After reading chapters 1 and 2, I went into my older O’Reilly PDFs to see what other Python books I have in that collection. I opened Data Wrangling with Python and ended up spending more time in it than I’d expected, because — surprise! — not only is it completely different from Python Data Science Handbook; it is all about the kinds of things journalists use Python for the most: web scraping, document management, data cleaning. I don’t know why I’ve never spent more time with that book! (See the table of contents.) The first two chapters explain the Python language for beginners, and then it goes on to data types (CSV, JSON, XML) that you need to know about when dealing with data provided by government agencies and the like. There’s a whole chapter on working with PDFs.

The big downside to Data Wrangling with Python is that the examples and code are Python 2.7. I understand why the authors made that choice in 2015, but now it’s a detriment, as those old 2.7 libraries are no longer being maintained. You can still learn from this book, and if you’re a bit experienced with Python and the differences between 2.x and 3.x, it should be easy to work around any issues caused by the 2.7 code.

Another criticism I’d offer about Wrangling is that the chapter “Data Exploration and Analysis” uses agate, a Python library designed for journalists, but in 2019 Pandas (another Python library) would be a much better choice.

I’ve been teaching web scraping with Python to journalism students for four years now, and I’ve used a different O’Reilly book, Web Scraping with Python, by Ryan Mitchell, since the beginning. An updated second edition of Mitchell’s book came out last year, updating from 2.x to 3.x, which is good. (See the table of contents.)

I have several other Python books (including some not from O’Reilly), but as I’m focused here on dealing with data issues (analysis and charts as well as scraping and documents), there’s only one other book I’d like to include in this post.
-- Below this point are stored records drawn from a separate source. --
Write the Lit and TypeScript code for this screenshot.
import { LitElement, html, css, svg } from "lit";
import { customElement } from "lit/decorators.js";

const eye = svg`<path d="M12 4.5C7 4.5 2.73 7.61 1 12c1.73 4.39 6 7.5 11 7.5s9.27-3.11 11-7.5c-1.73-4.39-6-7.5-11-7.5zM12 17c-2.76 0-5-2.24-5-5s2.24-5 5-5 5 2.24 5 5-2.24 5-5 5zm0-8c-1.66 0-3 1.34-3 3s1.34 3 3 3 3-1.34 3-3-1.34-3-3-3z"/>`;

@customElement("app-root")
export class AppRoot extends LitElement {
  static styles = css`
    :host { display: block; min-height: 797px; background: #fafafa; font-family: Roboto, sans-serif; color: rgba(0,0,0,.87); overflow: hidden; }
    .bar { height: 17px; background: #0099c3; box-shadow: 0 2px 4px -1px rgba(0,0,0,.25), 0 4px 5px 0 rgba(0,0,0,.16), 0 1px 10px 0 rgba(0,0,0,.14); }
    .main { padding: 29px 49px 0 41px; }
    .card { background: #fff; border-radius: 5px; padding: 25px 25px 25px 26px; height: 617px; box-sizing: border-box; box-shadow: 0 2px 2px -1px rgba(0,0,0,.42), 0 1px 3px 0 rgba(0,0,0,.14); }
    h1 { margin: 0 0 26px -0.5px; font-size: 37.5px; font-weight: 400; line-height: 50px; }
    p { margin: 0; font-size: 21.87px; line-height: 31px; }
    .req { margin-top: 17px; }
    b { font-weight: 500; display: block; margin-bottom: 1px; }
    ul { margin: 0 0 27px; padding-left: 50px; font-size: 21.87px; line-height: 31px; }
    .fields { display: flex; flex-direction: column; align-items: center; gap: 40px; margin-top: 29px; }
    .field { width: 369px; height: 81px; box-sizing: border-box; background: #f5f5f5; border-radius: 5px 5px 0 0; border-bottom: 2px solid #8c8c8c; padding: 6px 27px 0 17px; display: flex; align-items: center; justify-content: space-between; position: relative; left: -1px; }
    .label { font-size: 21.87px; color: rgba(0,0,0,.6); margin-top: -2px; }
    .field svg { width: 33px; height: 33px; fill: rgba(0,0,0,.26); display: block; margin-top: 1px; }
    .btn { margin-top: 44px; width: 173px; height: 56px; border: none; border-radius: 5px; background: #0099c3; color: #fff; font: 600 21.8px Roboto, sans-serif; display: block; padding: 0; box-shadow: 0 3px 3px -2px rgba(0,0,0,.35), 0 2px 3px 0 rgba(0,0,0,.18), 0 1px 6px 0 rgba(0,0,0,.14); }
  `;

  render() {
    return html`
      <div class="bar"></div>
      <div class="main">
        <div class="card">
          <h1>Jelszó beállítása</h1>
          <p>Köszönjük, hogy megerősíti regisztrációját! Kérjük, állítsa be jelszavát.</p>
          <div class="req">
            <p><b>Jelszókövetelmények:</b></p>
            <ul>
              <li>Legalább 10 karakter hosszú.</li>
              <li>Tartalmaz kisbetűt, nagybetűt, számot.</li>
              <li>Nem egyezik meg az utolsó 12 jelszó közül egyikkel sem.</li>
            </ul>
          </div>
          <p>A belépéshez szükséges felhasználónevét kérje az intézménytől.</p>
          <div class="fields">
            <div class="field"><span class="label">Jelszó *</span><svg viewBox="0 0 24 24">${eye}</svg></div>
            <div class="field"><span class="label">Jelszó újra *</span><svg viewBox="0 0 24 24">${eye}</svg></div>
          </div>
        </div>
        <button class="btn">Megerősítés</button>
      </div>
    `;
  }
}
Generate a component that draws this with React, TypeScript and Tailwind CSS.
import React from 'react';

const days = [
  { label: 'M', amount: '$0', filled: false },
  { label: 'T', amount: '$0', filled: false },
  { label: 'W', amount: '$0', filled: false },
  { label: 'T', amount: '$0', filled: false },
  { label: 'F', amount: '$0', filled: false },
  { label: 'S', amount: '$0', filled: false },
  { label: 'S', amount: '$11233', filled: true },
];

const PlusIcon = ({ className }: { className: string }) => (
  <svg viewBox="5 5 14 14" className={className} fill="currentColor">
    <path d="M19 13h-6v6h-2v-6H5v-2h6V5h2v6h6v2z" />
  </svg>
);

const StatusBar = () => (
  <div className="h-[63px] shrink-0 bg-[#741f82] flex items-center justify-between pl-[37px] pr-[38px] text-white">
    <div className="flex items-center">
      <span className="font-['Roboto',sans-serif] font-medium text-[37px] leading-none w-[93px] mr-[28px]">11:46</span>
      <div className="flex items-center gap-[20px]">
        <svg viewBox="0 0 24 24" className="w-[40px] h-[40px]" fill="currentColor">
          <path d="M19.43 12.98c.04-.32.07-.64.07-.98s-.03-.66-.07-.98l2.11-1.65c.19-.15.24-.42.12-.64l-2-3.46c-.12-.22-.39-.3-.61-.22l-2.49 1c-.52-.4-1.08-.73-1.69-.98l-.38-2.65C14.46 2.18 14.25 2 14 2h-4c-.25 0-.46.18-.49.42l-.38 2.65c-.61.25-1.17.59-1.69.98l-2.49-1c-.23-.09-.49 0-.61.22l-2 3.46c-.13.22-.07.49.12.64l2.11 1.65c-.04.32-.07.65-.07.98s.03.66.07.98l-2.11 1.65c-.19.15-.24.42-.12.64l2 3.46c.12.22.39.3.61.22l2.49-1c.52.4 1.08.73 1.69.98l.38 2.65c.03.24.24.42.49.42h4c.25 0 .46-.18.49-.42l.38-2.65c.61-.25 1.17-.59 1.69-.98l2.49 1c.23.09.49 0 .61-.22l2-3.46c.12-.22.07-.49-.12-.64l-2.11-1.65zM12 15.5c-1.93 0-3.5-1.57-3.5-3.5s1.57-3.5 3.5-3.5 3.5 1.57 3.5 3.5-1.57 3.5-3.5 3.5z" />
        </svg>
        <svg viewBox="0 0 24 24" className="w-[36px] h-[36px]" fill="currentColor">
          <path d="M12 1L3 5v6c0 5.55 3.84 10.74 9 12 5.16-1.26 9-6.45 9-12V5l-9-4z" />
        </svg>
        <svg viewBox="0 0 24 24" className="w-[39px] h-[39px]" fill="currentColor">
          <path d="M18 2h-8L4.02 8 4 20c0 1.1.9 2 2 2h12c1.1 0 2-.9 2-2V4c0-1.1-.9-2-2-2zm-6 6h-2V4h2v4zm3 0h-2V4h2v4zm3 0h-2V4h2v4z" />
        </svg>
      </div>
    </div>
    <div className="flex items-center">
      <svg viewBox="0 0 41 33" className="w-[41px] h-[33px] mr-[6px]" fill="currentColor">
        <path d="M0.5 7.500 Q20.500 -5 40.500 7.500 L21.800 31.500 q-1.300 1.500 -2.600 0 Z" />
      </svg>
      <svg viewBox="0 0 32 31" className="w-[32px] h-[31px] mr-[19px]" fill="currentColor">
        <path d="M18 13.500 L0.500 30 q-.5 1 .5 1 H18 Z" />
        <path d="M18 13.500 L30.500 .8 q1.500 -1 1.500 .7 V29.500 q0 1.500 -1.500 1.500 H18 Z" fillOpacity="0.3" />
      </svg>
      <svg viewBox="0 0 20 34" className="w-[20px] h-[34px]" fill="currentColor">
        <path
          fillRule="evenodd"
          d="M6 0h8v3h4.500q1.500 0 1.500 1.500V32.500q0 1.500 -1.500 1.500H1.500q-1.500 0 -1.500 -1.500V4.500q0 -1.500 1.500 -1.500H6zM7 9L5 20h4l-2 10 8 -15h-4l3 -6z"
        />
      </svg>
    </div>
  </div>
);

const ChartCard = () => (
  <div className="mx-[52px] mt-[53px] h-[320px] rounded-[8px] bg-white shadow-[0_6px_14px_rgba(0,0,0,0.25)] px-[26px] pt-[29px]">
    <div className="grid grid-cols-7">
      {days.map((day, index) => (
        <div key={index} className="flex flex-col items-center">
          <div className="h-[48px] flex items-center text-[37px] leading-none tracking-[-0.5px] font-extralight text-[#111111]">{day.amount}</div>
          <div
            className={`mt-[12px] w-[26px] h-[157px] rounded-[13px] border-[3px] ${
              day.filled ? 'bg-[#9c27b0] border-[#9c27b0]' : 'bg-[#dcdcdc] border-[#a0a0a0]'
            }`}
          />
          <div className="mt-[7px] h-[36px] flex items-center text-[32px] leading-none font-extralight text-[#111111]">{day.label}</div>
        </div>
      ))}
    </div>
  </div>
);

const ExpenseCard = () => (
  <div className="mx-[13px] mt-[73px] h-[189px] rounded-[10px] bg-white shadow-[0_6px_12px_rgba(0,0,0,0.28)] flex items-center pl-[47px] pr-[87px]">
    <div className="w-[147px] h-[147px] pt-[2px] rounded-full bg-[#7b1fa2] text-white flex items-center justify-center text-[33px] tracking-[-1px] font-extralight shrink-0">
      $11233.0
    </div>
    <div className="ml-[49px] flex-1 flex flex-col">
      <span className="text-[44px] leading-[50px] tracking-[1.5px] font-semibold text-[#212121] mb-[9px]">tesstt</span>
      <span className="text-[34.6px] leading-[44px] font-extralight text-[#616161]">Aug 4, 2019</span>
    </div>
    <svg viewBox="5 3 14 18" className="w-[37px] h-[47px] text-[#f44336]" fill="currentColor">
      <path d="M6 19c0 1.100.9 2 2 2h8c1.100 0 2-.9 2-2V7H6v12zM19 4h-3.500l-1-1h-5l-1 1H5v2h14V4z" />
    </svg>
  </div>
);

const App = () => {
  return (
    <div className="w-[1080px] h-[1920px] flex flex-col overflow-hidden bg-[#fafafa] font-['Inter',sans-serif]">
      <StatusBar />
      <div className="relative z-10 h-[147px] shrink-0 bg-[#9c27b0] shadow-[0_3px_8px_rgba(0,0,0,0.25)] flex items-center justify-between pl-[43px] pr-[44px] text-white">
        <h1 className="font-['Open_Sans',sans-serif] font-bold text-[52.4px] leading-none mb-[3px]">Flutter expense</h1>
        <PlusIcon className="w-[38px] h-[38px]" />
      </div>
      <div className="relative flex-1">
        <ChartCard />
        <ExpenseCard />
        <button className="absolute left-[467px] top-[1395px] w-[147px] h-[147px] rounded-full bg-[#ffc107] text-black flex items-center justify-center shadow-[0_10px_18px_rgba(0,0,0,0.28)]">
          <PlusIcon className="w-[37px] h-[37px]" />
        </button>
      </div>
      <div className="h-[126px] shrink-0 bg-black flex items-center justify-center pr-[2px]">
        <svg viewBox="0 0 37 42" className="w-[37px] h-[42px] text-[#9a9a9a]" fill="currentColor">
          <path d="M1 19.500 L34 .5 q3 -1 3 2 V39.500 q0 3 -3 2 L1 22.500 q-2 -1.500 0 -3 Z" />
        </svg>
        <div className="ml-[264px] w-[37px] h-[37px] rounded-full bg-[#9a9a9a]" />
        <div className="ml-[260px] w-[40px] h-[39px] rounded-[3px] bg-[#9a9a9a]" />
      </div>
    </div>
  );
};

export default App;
It’s actually not a Python book, but it is from O’Reilly: Doing Data Science, by Schutt and O’Neil. (See the table of contents.) It’s older (published in 2013), but I think it holds up as an introduction to data analysis, algorithms, etc. It even has a chapter titled “Social Networks and Data Journalism.” Charts are in color, which I like very much. There’s not a lot of code in the book — it’s not about showing us how to write the code — and examples are in several languages, including Python, R, and Go.

All four books referenced here are distinctly different from one another. Although there is some overlap, it’s minimal.

(This post was edited in November 2019. After a recent closer reading of several chapters in the first edition of Data Wrangling with Python, I have concluded that it really needs an update, and much of it cannot be comfortably used with today’s libraries.)

Fixing Jupyter Notebook startup error

I previously wrote about Jupyter Notebooks here.

Before the MacOS Sierra 10.12.5 update, to launch Jupyter in your browser, you only needed to do this:

  1. Open Terminal.
  2. Enter the desired directory.
  3. Activate your virtualenv (if using one).
  4. At the command line, type:
jupyter notebook

A new window would open in your default web browser, and there were all your Jupyter files.

But after the MacOS update, instead we got an execution error: localhost doesn’t understand the “open location” message. And the browser window did not open.

The way to fix it (do it once) is here.

Note: In the config file, I had to search for 

#c.NotebookApp.browser =

instead of the string the author provided.

Jupyter Notebooks

To install: Install (instructions at jupyter.org). Note that pip or pip3 install works. It’s on that page, after the Anaconda part.

You do not have to use Anaconda, which installs a lot of extra things.

You can install into a virtualenv.

After installing (with virtualenv activated, if you installed it that way), in Terminal, at bash prompt:

jupyter notebook

On Mac OS and Chrome, a new browser tab opens automatically, and you’re in the same folder where you were in the Terminal. If you have someone else’s notebook or a folder full of notebooks, you can toss them into that folder using Finder, just like any files.

Screenshot: Jupyter Notebook

Above: Two folders and one notebook file. Below: A notebook, open for work.

Screenshot: Jupyter Notebook

Create a new notebook file: The New button is on the far right side.

The thing I find hard to remember: You have to press Shift-Return to run the code in one of the boxes, or to save markdown you wrote. On the Cell menu, there’s an option to Run All.

Menus and icons: Very self-explanatory. Explore them.

File menu: “Revert to checkpoint” lets you roll back to the previous save.

File menu: “Close and Halt.” Saves the current notebook file and closes it.

To quit Jupyter, go to the Terminal and Control-C (not Command).